2009年7月21日

海を掬う
雲をつまむ
山を切る
風を持ち帰る


いつだったか、思いついた、言葉の羅列。
自分でない人ならば、もうすこし違った言い回しを(そしてより的確に)思いつくだろう。


自分ひとりでは、ひとりの人間でしかなくて、ときどき、無性に、つまらなく感じることがある。もし、ここに、話したり話を聞く人間がいたならいいと思うのだけれど、きっと、それは誰でもいいのではなくて、すでに決まっているのかもしれないと思う。本やパソコンで読むような活字になっている誰かが書いた文章は、読むときに、声に出さなくても、頭の中で誰かの声を借りて読んでいる。

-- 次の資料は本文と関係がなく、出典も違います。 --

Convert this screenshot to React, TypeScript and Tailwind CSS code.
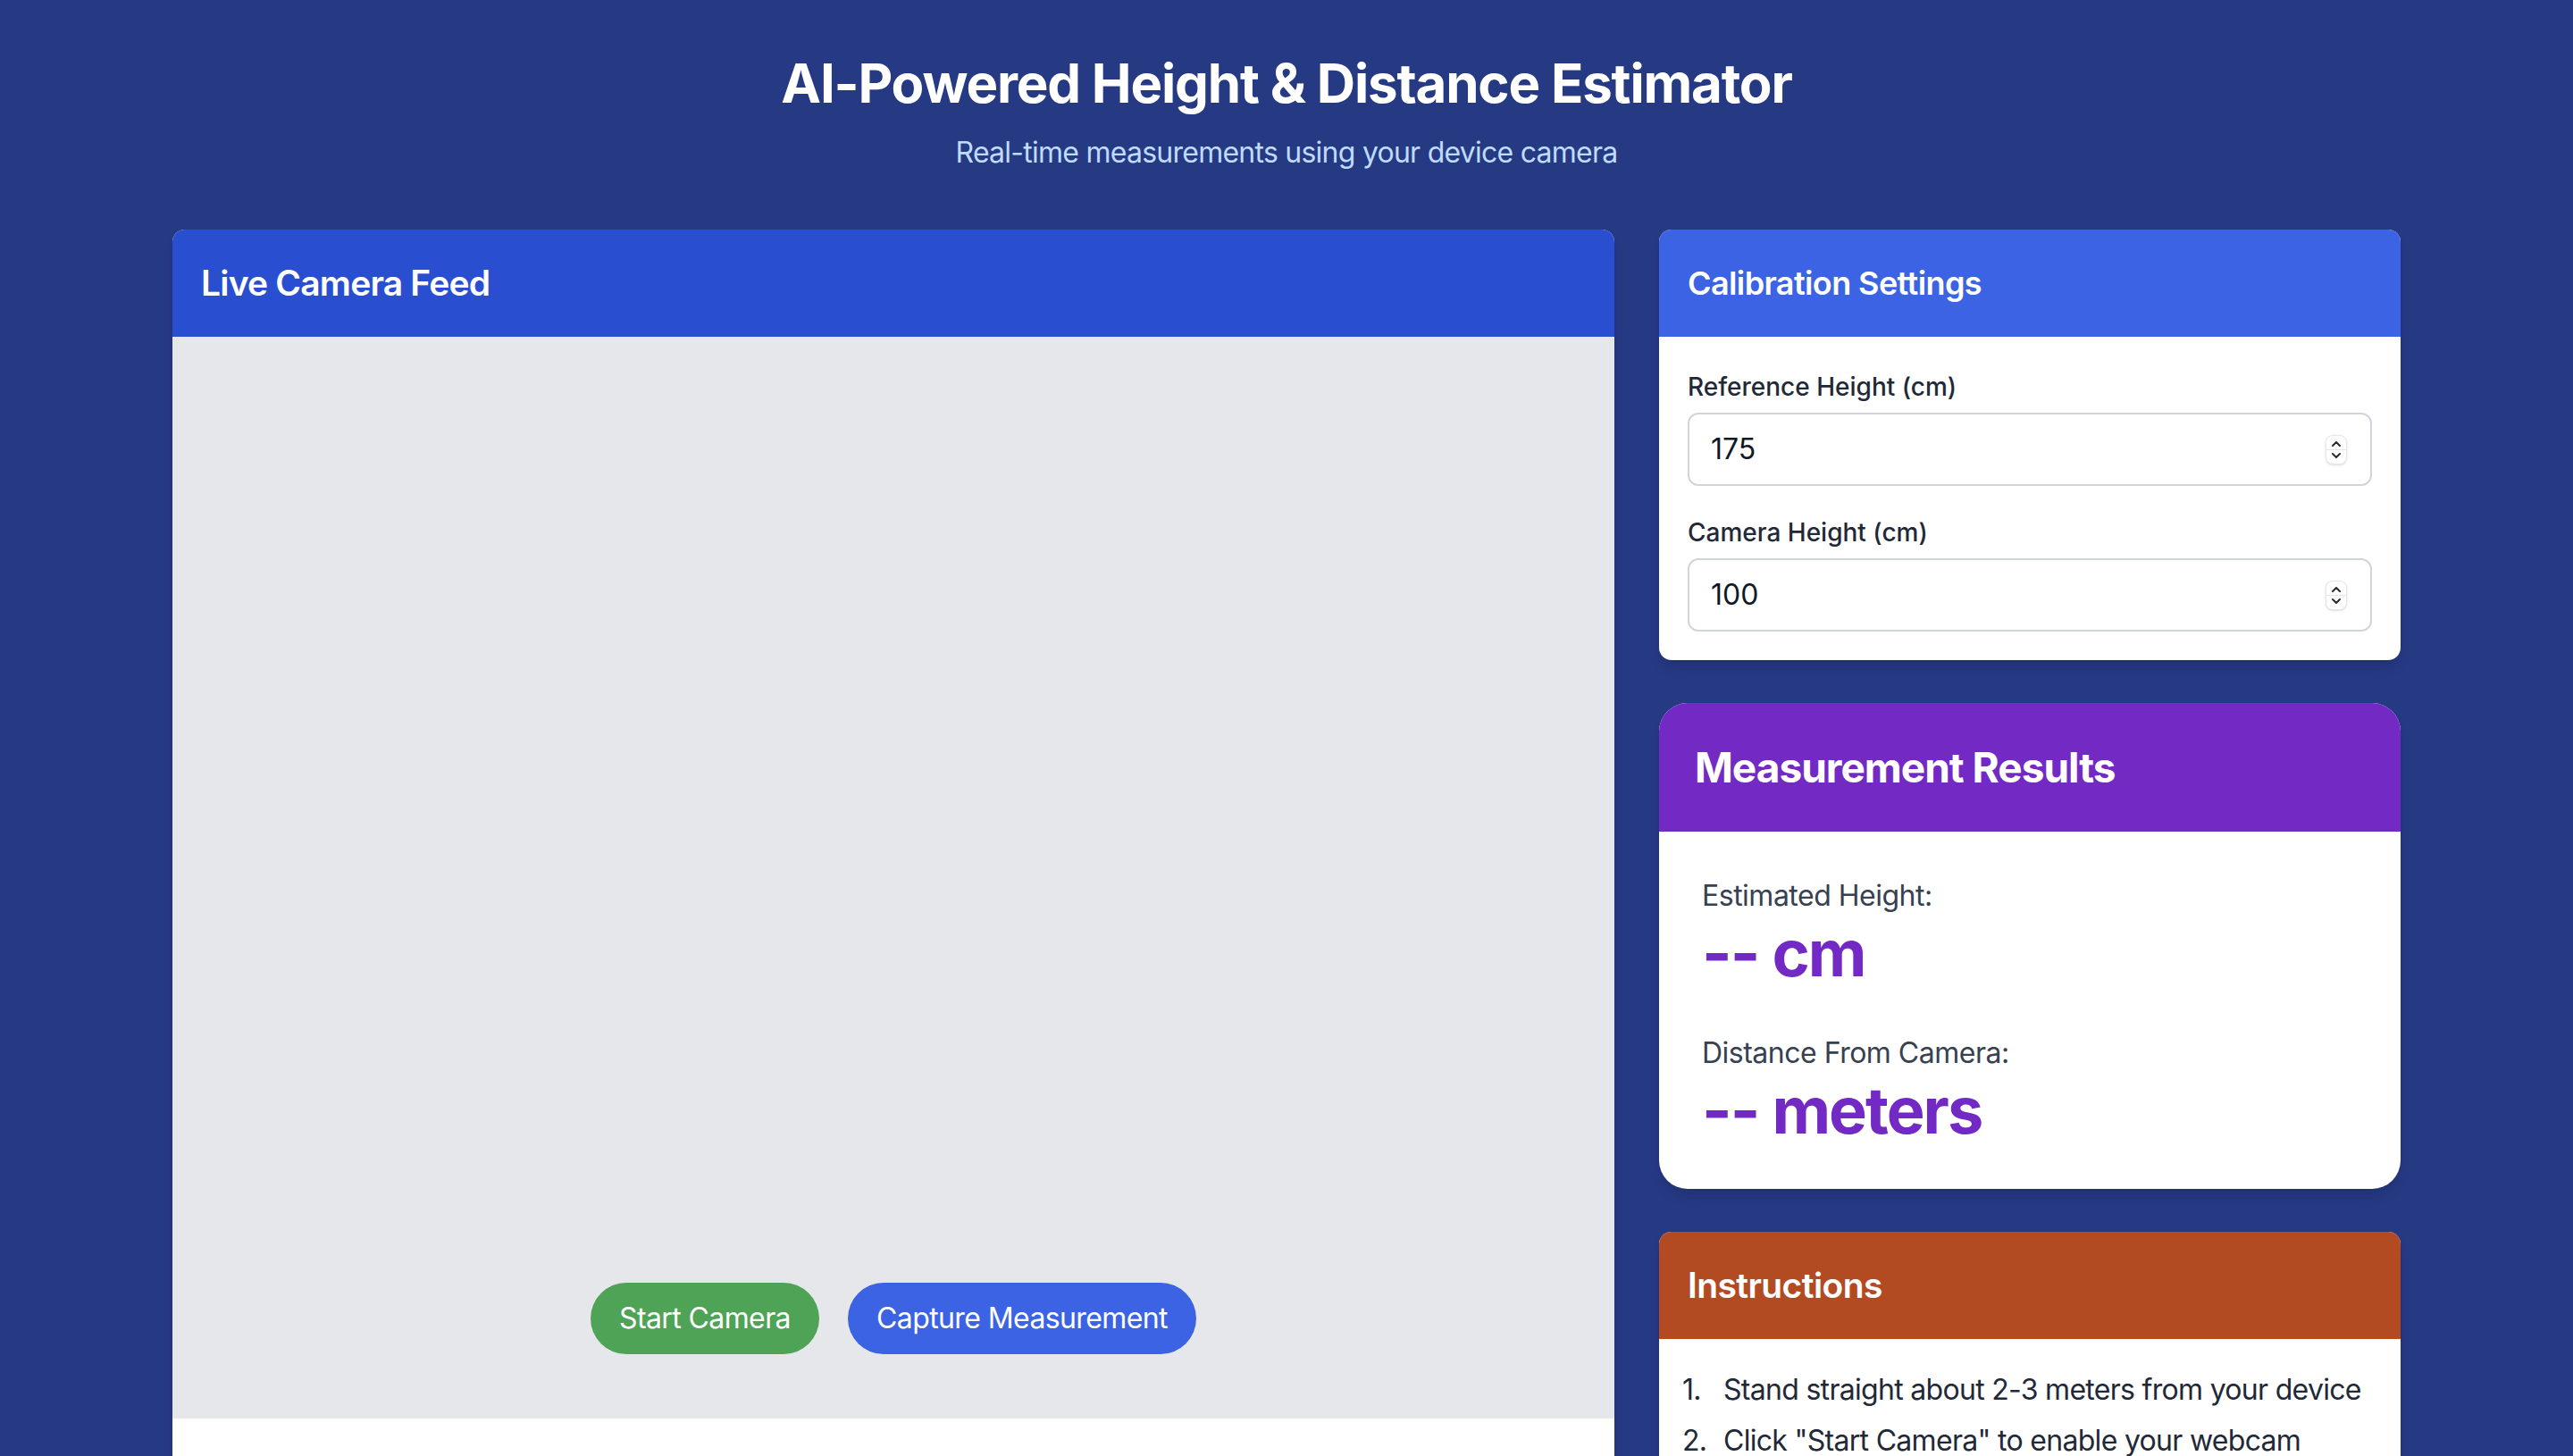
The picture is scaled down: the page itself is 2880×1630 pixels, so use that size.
import React from "react";

const STEPS = [
  "Stand straight about 2-3 meters from your device",
  'Click "Start Camera" to enable your webcam',
  "Make sure your full body is visible in the frame",
  'Press "Capture Measurement" to get your results',
];

function Spinner() {
  return (
    <div className="flex h-[33px] w-[24px] flex-col items-center justify-center rounded-[8px] border border-[#e5e7eb] bg-white shadow-sm">
      <svg width="14" height="10" viewBox="0 0 14 10" className="mb-[1px]">
        <path d="M3 7 L7 3 L11 7" fill="none" stroke="#2b2b2b" strokeWidth="2" strokeLinecap="round" strokeLinejoin="round" />
      </svg>
      <div className="h-px w-full bg-[#e5e7eb]" />
      <svg width="14" height="10" viewBox="0 0 14 10" className="mt-[1px]">
        <path d="M3 3 L7 7 L11 3" fill="none" stroke="#2b2b2b" strokeWidth="2" strokeLinecap="round" strokeLinejoin="round" />
      </svg>
    </div>
  );
}

function NumberField({ label, value, last }: { label: string; value: string; last?: boolean }) {
  return (
    <div className={last ? "" : "mb-8"}>
      <label className="mb-[9px] block text-[28px] leading-[40px] font-medium text-[#1f2937]">{label}</label>
      <div className="flex h-[82px] items-center justify-between rounded-[12px] border-2 border-[#d1d5db] pl-[24px] pr-[26px] text-[32px] text-[#111827]">
        <span>{value}</span>
        <Spinner />
      </div>
    </div>
  );
}

export default function App() {
  return (
    <div className="min-h-screen bg-[#263983] font-['Inter','Noto_Sans',sans-serif]">
      {/* Header */}
      <div className="pt-[57px] text-center">
        <h1 className="text-[60px] leading-[72px] font-bold tracking-[-1.2px] text-white">
          AI-Powered Height &amp; Distance Estimator
        </h1>
        <p className="mt-[18px] text-[32px] leading-[48px] tracking-[-0.75px] text-[#bfdbfe]">
          Real-time measurements using your device camera
        </p>
      </div>

      <div className="mx-auto mt-[62px] flex w-[2494px] items-start gap-[50px]">
        {/* Camera card */}
        <div className="flex-1 overflow-hidden rounded-[14px] bg-white shadow-lg">
          <div className="bg-[#2a4ed0] px-8 py-8">
            <h2 className="text-[39px] leading-[56px] font-semibold tracking-[-0.8px] text-white">Live Camera Feed</h2>
          </div>
          <div className="relative aspect-[4/3] bg-[#e5e7eb]">
            <div className="absolute inset-x-0 bottom-[72px] flex justify-center gap-8">
              <button className="rounded-full bg-[#4fa356] px-8 py-4 text-[32px] leading-[48px] tracking-[-0.6px] text-white">
                Start Camera
              </button>
              <button className="rounded-full bg-[#3b63e3] px-8 py-4 text-[32px] leading-[48px] tracking-[-0.6px] text-white">
                Capture Measurement
              </button>
            </div>
          </div>
          <div className="h-[120px] bg-white" />
        </div>

        {/* Right column */}
        <div className="flex w-[830px] flex-col gap-12">
          <div className="overflow-hidden rounded-[14px] bg-white shadow-lg">
            <div className="bg-[#3b63e3] px-8 py-8">
              <h2 className="text-[36px] leading-[56px] font-semibold tracking-[-0.6px] text-white">Calibration Settings</h2>
            </div>
            <div className="px-8 pt-[36px] pb-[32px]">
              <NumberField label="Reference Height (cm)" value="175" />
              <NumberField label="Camera Height (cm)" value="100" last />
            </div>
          </div>

          <div className="overflow-hidden rounded-[32px] bg-white shadow-lg">
            <div className="bg-[#7329c4] px-10 py-10">
              <h2 className="text-[46px] leading-[64px] font-bold tracking-[-1px] text-white">Measurement Results</h2>
            </div>
            <div className="p-12">
              <div className="mb-12">
                <p className="text-[32px] leading-[48px] tracking-[-0.5px] text-[#374151]">Estimated Height:</p>
                <p className="text-[72px] leading-[80px] font-bold tracking-[-2px] text-[#7329c4]">-- cm</p>
              </div>
              <div>
                <p className="text-[32px] leading-[48px] tracking-[-0.5px] text-[#374151]">Distance From Camera:</p>
                <p className="text-[72px] leading-[80px] font-bold tracking-[-2px] text-[#7329c4]">-- meters</p>
              </div>
            </div>
          </div>

          <div className="overflow-hidden rounded-[14px] bg-white shadow-lg">
            <div className="bg-[#b34b22] px-8 py-8">
              <h2 className="text-[39px] leading-[56px] font-semibold tracking-[-0.6px] text-white">Instructions</h2>
            </div>
            <div className="pt-[28px] pr-5 pb-8 pl-[26px]">
              <ol className="text-[32px] leading-[57px] tracking-[-0.7px] text-[#1f2937]">
                {STEPS.map((s, i) => (
                  <li key={s} className="flex whitespace-nowrap">
                    <span className="w-[46px] shrink-0">{i + 1}.</span>
                    <span>{s}</span>
                  </li>
                ))}
              </ol>
            </div>
          </div>
        </div>
      </div>
      <div className="h-16" />
    </div>
  );
}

いや、しかし、厳密に言うと、「借りる」という言い方は不自然であって、なぜならそれは、その借りた声の主は、別に自分の知らない人だから。つまり、文章の主体が男性なら、自分ではない「男性」の声で、それが女性なら、自分ではない「女性」の声、という極めて漠然としたものであるから。こうして自分以外の声を感じることがあるのは確かなのだけれど、ここに居ればいいと思う(望む)人間は、こういう明瞭としない存在でなく、すでに決まっている声の持ち主なのではないかと思う。ただ、自分でもそれが、一体誰で、いまどこに居るのかは分からない。